:: Source excerpt
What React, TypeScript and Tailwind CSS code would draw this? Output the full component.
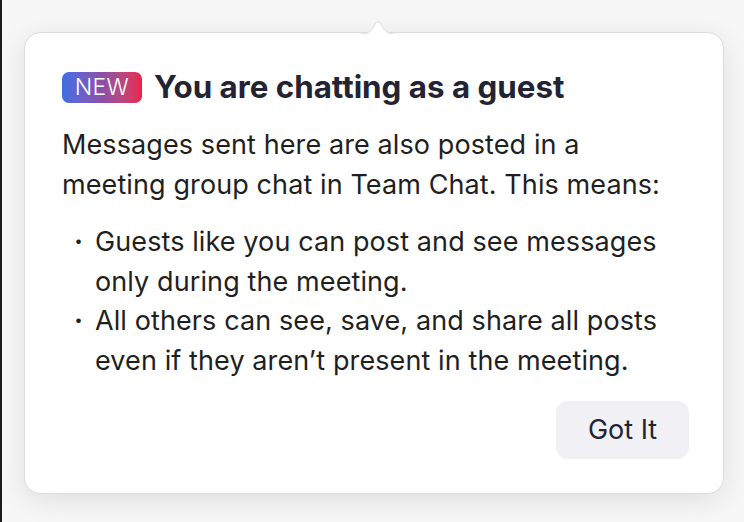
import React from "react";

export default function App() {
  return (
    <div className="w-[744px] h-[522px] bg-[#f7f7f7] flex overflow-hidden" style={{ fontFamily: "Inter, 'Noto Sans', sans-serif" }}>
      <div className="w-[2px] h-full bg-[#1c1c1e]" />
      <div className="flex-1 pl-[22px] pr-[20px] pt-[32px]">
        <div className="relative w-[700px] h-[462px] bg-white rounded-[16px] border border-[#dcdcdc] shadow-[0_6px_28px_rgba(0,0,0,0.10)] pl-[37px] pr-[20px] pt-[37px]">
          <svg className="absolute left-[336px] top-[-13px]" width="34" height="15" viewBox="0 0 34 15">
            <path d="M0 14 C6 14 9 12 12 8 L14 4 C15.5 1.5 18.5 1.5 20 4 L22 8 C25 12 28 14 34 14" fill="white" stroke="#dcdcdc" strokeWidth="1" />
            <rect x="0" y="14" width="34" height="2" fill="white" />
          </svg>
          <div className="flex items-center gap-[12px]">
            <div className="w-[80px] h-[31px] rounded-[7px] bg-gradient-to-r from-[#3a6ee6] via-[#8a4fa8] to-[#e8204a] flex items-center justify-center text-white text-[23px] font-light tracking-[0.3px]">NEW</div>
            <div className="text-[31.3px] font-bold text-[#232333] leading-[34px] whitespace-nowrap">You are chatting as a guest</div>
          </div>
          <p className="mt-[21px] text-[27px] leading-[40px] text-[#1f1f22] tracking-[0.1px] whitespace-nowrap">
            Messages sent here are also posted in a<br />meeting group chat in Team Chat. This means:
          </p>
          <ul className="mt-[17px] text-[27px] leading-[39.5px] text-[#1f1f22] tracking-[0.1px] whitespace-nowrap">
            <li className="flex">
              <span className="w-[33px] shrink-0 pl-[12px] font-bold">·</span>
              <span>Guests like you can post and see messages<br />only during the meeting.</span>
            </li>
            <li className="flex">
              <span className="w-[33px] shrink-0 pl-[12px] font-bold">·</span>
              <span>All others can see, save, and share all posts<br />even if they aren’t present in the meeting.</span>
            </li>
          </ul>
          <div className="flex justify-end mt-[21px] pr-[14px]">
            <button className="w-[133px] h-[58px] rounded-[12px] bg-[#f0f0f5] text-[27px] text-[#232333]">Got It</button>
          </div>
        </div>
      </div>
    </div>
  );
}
::::
Locate all lines that include the word "full" and copy them out.

▶ [Task result]
What React, TypeScript and Tailwind CSS code would draw this? Output the full component.
      <div className="w-[2px] h-full bg-[#1c1c1e]" />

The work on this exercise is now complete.